George Campbell Wheeler VC (7 April 1880 – 26 August 1938) was a recipient of the Victoria Cross, the highest and most prestigious award for gallantry in the face of the enemy that can be awarded to British and Commonwealth forces.

Early life 
Wheeler was born in 1880, and attended Bedford School from 1893 to 1897. He was commissioned a second lieutenant in the Indian Staff Corps on 20 January 1900, and served with the 9th (Gurkha Rifle) Bengal Infantry. He was promoted to lieutenant on 20 April 1902.

Details 
He was 36 years old, and a major in the 2nd Battalion, 9th Gurkha Rifles, British Indian Army during World War I when the following deed took place for which he was awarded the VC.

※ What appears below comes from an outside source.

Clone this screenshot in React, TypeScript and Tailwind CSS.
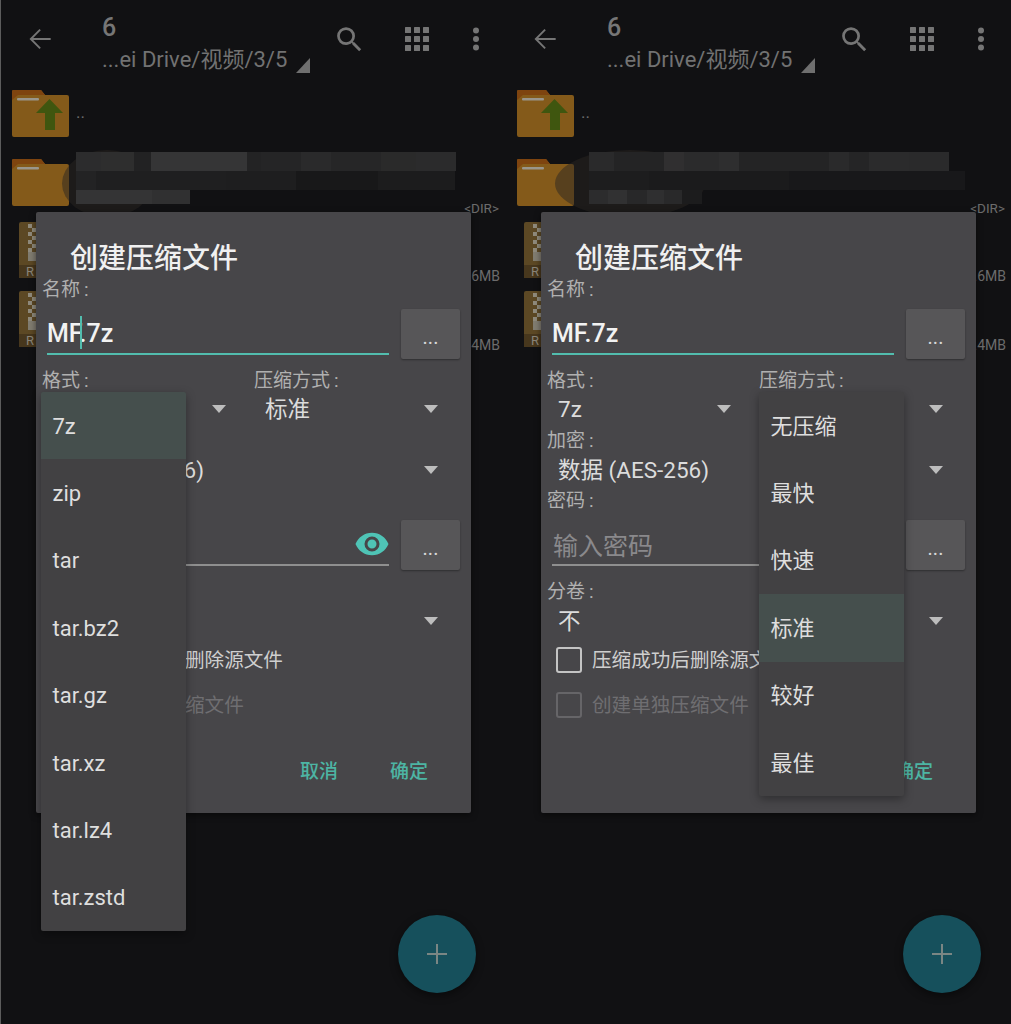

On 23 February 1917 at Shumran on the River Tigris, Mesopotamia, Major Wheeler, together with one Gurkha officer and eight men of Khas battalion crossed the river and rushed the enemy's trench in the face of very heavy fire. Having obtained a footing on the far bank, he was almost immediately counter-attacked by the enemy with a party of bombers. Major Wheeler at once led a charge, receiving in the process a severe bayonet wound in the head. In spite of this, however, he managed to disperse the enemy and consolidate his position.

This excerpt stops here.